The Syrian Observatory for Human Rights watchdog estimates around 25,000 civilians are trapped inside Qusayr, with thousands more still in villages around the town in central Homs province bordering Lebanon.
Sabra also urged the U.N. Security Council "to convene an emergency meeting and go beyond expressing concern to action."
"Our country's borders and sovereignty and the lives of its citizens are being violated. We call on the Security Council to take a position equal to the seriousness of this situation," he said.
The Syrian army backed by Hezbollah fighters launched a long-expected assault against Qusayr on Sunday, reportedly entering the town and seizing several municipal buildings.
The fighting has since left more than 100 people dead, the Observatory said on Tuesday, most of them rebel fighters and Hezbollah members.
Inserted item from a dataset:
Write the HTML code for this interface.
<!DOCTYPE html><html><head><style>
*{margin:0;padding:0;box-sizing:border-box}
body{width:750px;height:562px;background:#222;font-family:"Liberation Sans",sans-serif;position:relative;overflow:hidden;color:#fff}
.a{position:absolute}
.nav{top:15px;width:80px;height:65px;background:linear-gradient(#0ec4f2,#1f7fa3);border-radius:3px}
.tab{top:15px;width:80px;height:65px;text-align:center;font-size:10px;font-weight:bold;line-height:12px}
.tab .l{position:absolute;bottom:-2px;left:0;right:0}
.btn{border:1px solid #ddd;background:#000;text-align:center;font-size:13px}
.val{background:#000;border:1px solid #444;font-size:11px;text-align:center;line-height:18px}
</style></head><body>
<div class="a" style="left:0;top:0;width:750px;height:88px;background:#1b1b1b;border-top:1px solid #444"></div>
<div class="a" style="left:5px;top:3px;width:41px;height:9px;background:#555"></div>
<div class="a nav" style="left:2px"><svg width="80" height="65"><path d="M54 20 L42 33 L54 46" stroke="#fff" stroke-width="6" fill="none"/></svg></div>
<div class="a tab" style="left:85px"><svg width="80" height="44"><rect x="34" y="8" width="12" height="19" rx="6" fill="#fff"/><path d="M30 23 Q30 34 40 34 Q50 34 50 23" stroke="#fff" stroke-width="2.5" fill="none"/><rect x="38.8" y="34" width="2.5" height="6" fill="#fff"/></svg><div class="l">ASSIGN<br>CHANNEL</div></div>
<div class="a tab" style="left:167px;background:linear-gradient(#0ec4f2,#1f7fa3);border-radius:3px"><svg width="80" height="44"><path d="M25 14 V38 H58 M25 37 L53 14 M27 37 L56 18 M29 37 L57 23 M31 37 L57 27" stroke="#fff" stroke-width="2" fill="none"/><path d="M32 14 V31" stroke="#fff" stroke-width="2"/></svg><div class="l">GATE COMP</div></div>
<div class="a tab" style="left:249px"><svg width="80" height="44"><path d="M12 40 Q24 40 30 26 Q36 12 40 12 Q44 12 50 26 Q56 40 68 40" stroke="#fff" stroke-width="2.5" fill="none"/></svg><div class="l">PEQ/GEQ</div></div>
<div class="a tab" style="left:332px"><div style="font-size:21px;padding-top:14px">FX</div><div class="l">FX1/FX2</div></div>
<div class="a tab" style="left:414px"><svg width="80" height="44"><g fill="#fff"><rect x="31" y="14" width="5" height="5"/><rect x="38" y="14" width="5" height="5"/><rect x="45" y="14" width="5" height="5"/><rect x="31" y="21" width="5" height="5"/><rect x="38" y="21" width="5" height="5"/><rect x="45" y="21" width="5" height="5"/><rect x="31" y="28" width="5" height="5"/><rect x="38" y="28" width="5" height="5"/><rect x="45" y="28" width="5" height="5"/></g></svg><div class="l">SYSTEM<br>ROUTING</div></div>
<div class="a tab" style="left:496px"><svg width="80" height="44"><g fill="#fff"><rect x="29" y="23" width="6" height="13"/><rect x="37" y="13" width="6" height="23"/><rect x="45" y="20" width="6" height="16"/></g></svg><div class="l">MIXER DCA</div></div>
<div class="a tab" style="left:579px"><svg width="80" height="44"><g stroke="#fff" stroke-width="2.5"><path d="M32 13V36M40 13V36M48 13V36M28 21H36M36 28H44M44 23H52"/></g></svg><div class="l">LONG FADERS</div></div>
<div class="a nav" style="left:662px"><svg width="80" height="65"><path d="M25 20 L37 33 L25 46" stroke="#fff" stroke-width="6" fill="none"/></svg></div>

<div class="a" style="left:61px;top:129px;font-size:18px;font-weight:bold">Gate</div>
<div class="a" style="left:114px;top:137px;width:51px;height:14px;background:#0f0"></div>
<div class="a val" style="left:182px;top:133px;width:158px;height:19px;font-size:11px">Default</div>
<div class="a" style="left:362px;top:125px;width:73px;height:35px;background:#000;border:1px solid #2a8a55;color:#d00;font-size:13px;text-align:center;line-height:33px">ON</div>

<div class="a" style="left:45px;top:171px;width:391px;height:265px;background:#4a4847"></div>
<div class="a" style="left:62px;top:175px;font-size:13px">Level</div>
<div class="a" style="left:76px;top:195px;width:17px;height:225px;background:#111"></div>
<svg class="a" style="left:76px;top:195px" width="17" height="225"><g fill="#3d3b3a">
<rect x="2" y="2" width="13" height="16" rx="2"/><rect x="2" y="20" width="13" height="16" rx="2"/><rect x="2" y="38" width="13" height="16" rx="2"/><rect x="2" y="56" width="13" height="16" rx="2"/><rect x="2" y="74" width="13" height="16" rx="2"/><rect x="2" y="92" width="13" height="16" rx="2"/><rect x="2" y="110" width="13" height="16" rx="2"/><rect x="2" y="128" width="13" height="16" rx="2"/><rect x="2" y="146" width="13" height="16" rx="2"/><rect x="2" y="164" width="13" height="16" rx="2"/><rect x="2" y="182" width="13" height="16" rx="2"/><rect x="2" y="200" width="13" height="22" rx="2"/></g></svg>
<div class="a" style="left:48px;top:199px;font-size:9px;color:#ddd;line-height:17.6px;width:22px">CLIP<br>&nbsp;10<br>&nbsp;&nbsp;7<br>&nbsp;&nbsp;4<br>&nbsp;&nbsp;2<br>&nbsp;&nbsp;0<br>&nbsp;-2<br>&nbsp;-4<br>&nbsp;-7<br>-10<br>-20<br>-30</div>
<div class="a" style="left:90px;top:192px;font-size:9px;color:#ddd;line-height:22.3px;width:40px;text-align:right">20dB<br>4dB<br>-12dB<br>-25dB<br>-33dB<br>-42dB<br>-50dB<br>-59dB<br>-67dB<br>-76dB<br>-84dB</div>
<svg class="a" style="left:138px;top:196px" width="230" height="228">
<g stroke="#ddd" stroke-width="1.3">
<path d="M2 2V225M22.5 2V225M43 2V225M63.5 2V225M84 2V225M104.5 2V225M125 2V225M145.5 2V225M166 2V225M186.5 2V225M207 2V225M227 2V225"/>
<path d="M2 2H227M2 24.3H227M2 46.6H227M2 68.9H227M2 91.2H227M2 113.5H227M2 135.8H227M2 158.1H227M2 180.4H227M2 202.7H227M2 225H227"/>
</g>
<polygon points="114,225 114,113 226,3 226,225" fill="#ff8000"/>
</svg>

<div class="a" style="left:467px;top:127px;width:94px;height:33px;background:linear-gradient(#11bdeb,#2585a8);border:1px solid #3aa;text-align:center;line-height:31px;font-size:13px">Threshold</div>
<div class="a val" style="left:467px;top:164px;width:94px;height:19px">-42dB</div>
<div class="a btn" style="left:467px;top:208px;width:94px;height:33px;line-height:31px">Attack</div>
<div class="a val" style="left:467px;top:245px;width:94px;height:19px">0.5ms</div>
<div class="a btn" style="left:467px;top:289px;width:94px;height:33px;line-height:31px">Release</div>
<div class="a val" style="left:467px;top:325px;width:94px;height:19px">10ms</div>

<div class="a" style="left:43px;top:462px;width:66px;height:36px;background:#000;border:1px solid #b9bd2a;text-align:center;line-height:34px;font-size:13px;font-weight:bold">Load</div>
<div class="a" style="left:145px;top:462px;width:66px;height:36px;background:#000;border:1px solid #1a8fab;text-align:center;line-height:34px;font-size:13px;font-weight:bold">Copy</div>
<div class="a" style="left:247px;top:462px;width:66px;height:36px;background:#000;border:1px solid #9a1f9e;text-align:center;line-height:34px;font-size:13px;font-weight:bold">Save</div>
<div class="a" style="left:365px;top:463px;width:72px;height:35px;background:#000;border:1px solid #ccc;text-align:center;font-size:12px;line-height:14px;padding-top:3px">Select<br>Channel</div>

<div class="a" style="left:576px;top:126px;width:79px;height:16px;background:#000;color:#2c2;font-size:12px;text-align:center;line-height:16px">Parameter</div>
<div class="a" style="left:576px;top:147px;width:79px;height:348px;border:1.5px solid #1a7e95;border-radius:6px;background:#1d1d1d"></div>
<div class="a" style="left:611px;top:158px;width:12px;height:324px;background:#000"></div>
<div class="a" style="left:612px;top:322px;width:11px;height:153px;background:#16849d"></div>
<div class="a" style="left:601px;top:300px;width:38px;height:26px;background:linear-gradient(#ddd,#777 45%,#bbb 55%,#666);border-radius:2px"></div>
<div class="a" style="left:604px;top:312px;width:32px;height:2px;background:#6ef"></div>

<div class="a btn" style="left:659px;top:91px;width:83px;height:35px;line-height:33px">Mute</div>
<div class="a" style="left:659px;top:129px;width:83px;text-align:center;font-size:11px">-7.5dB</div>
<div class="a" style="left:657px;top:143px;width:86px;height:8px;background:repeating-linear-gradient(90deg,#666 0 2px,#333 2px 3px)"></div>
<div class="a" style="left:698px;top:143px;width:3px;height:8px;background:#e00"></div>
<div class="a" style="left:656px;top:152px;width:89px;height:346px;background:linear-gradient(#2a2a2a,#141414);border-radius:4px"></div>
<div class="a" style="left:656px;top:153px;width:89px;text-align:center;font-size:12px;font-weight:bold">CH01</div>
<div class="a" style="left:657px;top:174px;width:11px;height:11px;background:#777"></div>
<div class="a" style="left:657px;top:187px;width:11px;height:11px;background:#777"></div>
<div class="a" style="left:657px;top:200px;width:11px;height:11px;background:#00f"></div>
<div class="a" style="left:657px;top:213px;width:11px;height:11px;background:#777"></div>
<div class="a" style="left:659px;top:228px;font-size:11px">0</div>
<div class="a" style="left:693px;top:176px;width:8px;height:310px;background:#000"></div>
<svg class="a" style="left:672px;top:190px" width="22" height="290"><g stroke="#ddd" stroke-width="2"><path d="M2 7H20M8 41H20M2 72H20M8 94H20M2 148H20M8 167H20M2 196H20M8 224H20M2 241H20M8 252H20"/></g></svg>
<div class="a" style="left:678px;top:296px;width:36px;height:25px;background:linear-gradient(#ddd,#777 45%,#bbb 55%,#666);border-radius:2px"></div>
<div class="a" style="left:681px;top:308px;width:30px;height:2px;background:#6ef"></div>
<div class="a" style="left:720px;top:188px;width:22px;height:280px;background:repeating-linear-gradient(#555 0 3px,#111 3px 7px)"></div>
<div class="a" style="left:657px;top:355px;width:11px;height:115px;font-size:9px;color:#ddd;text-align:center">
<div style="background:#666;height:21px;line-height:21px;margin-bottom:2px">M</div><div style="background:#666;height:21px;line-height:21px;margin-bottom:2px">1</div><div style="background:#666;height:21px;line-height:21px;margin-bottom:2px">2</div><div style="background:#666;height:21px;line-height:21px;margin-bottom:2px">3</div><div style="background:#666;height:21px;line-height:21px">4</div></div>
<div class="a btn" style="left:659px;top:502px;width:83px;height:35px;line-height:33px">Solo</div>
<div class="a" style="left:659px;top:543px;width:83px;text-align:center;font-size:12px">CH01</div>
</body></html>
The regime has made recapturing Qusayr a key objective due to the town's strategic location between the capital Damascus and the Mediterranean coast, and near the border with Lebanon.
The battle has been drawing in Lebanon, with Syrian regime ally Hezbollah siding with the army and Sunni Lebanese battling alongside rebel forces.
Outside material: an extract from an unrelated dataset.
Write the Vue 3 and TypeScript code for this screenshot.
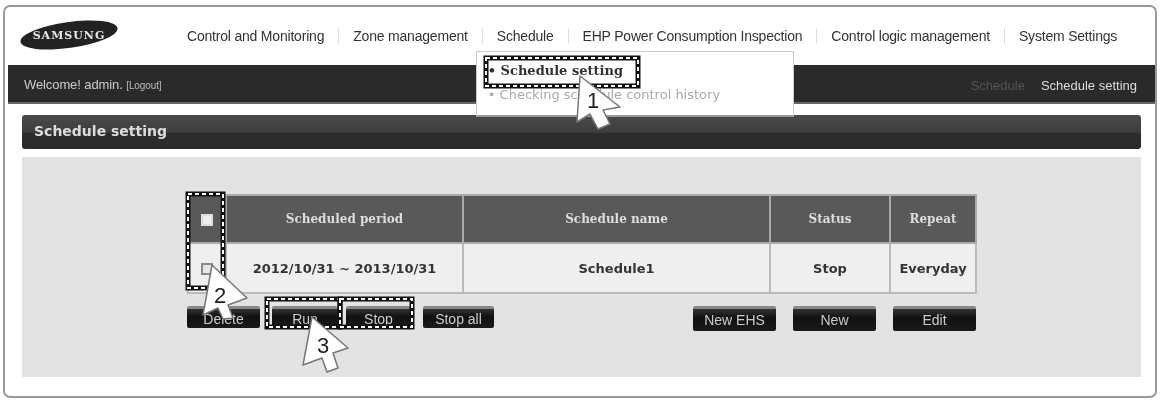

Earlier this week, the rebel Free Syrian Army (FSA) held Hezbollah chief Hassan Nasrallah personally responsible for the situation in the Syrian border town of Qusayr, as sectarian tension was on the rise in neighboring Lebanon.
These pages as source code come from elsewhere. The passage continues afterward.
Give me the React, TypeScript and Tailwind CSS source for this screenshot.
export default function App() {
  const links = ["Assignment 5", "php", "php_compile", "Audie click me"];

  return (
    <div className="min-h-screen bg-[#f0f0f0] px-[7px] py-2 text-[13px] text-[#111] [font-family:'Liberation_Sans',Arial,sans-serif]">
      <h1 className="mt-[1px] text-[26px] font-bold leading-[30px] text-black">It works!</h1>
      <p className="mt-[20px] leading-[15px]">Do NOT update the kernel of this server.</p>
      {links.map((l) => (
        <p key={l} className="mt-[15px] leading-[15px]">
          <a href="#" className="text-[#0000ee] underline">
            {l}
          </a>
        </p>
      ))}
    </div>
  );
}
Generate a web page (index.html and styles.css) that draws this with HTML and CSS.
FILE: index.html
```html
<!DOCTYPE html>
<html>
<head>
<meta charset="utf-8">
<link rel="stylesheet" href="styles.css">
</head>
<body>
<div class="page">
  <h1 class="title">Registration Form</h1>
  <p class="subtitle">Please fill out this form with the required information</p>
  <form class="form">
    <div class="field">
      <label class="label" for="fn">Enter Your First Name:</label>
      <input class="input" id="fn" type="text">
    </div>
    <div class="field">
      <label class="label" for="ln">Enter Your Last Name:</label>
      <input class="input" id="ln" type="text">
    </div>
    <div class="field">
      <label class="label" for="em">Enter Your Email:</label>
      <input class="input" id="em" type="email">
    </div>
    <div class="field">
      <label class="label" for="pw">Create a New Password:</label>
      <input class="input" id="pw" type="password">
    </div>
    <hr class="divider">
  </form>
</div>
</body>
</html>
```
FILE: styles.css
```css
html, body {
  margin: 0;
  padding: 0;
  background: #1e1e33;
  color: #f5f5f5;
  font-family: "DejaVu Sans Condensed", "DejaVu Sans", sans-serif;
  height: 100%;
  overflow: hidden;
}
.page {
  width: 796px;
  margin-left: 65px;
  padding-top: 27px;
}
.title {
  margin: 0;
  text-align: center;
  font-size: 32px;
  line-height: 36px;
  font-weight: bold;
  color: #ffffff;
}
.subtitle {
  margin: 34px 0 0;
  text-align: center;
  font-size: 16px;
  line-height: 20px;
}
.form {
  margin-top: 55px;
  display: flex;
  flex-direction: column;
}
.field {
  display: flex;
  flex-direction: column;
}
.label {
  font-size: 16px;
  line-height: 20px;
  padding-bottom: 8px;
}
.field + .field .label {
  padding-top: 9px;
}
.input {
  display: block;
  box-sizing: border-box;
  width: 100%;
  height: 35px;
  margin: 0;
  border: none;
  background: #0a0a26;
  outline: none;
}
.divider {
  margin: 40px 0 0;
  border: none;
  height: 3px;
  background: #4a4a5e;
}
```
“We announced that Hassan Nasrallah will be held personally responsible for the current situation because he in person is meeting with all of [his fighters] before they head to Qusayr,” FSA spokesperson Louay Almokdad told Al Arabiya English. “We are today calling Nasrallah a killer of the Syrian people.”
“It has reached the audacity and extent of criminal behavior that Nasrallah met with 1,200 of his fighters in the southern suburbs [of Beirut] before they headed to [Syria],” the FSA spokesperson said, adding the Hezbollah chief has distributed “tokens of motivation on which Shiite slogans – Yatharat al-Hussein – were written to each of his fighters.”
“We are certain these are fighters of Hassan Nasrallah. They are no longer Hezbollah, they are fighters of Hassan Nasrallah and [Iran’s supreme leader] Ali Khamanei.”
However, the FSA spokesperson also said that, along with Hezbollah, were fighters from other Lebanese groups, including the Syrian Social Nationalist Party and the Baath Party.
The Syrian rebels have repeatedly warned that they will hit Hezbollah targets on Lebanese territory if the latter does not withdraw from Syria and have called on the Lebanese government to put a stop to Hezbollah intervention.